Double Fun in Dublin
With only 2 days in Dublin, I set out to make the most of it. I’d tried repeatedly to book an affordable hotel, but there didn’t seem to be such a thing available, and I’d not found any couch surfs, so I checked out my Air B&B app, and was delighted to find an opening with 2 great guys in their 1930’s home, with a cool old tiled fireplace and beautiful backyard deck. Plus, Brian and Oliver gave me lots of travel info, brochures and maps, and even helped me with ideas of where to go when I left Dublin!
I’ve wanted to go to Ireland and Scotland for years, and despite the dismal weather predictions, I looked forward after tons of sun and the mediterranean cultures of southern France, Spain and Italy, to the completely different world of Ireland and the UK. It’s my heritage on both sides – great grandparents from Ireland, Scotland and England, (plus the Netherlands and Germany, but those will have to wait for another trip), and a Scottish maiden name, Morrison (which I discovered in Ireland as well). I had heard from a friend’s daughter’s Irish boyfriend back in Australia, that we Americans ALL seem to have Irish ancestry, so they poke a bit of fun at us for looking for our Irish roots.
First, I walked Henry Steet to Grafton, the famous shopping street, which was lined with stores full of shamrock-studded souvenirs, Celtic jewelry, designer clothing, and restaurants, pubs, and more pubs. In fact, you’ll see charming pubs all over the city!
Buskers filled the street, lots of musicians, as well as a very enterprising man with what looked like a little puppet stand, but was actually a small stage with a curtain you stuck your head through, which made you look like a leprechaun. The beard even matched my hair!
I ended up in St Stephens Park, a lovely green space with duck ponds and flower gardens, where hundreds of people, including many office workers in suits and ties, sat enjoying lunch in the sun (a rare warm day, from what I’ve heard – both Ireland and the UK have had a horribly cold, wet summer).
Growing hungry, I checked what’s nearby on my Trip Advisor app, a very handy tool for travel, and O’Donoughy’s Pub came up, where tourists and locals alike hang out. It’s a dark, cluttered place, a real authentic pub, with messages from people all over the world tacked to the walls, and basic fare like toasted ham and cheese sandwiches, and creamy pints of Guinness.
As you may know, Guinness is a staple in Ireland, and I read everywhere how good it is for you…
…that and Irish whiskey.
I stumbled, I mean walked, to Dublin Castle, enjoying the architecture and people-watching along the way, including lots of bridges (one is as wide as it is long!) and colorful buildings.
In fact, like many cities, one of the best things to do is put on your walking shoes, and just see where your feet take you. You never know what sites you’ll see…
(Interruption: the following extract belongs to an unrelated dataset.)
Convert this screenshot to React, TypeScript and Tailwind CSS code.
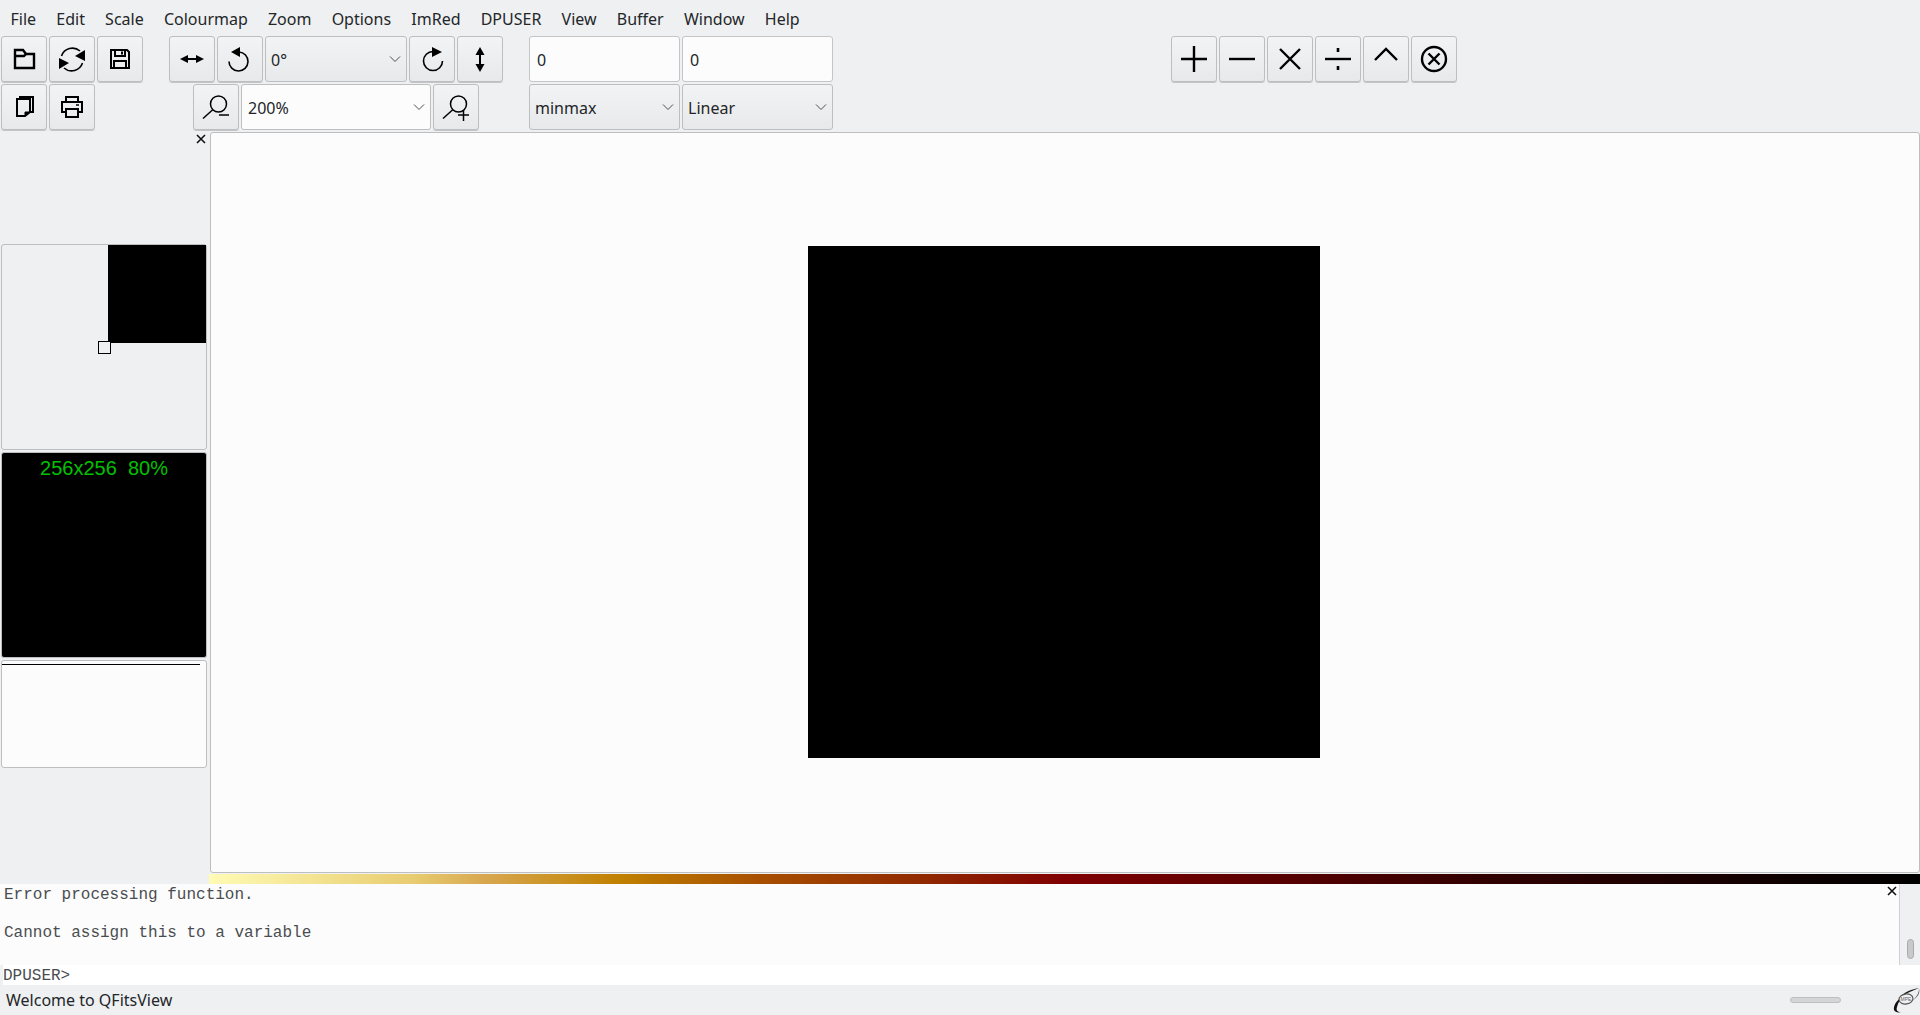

I noticed they seem to have a thing about trash in Dublin, encouraging a clean city.
I had just enough time left to go to the Beatty library before they closed, to see a special exhibit of ancient illuminated manuscripts, from many different religions. It was quite interesting, and free (but no photos were allowed inside).
Dinner was at Ireland’s oldest pub, Brazen Head, where there’s a lovely courtyard area outside for warm days like today, and dark, memorabilia-cluttered rooms inside for a cozier ambiance. I chatted with a couple of nice Aussie girls at the next table – as I’ve mentioned, traveling solo doesn’t necessarily mean you spend much time alone.
That evening, my host Brian took me to the Ruby Sessions. Every Tuesday night at Doyle’s Pub, 4 different musical groups each play 4 songs, and sometimes famous people show up to participate. All of the 6 euro cover charges go to help the homeless in Dublin, so it’s a worthy cause as well. It’s a small, intimate venue, showcasing some amazing talent. Brian said not many tourists know about it, it’s mostly locals. Another benefit of staying at an Air B&B. The Irish are all about music, as you’ll see in future posts.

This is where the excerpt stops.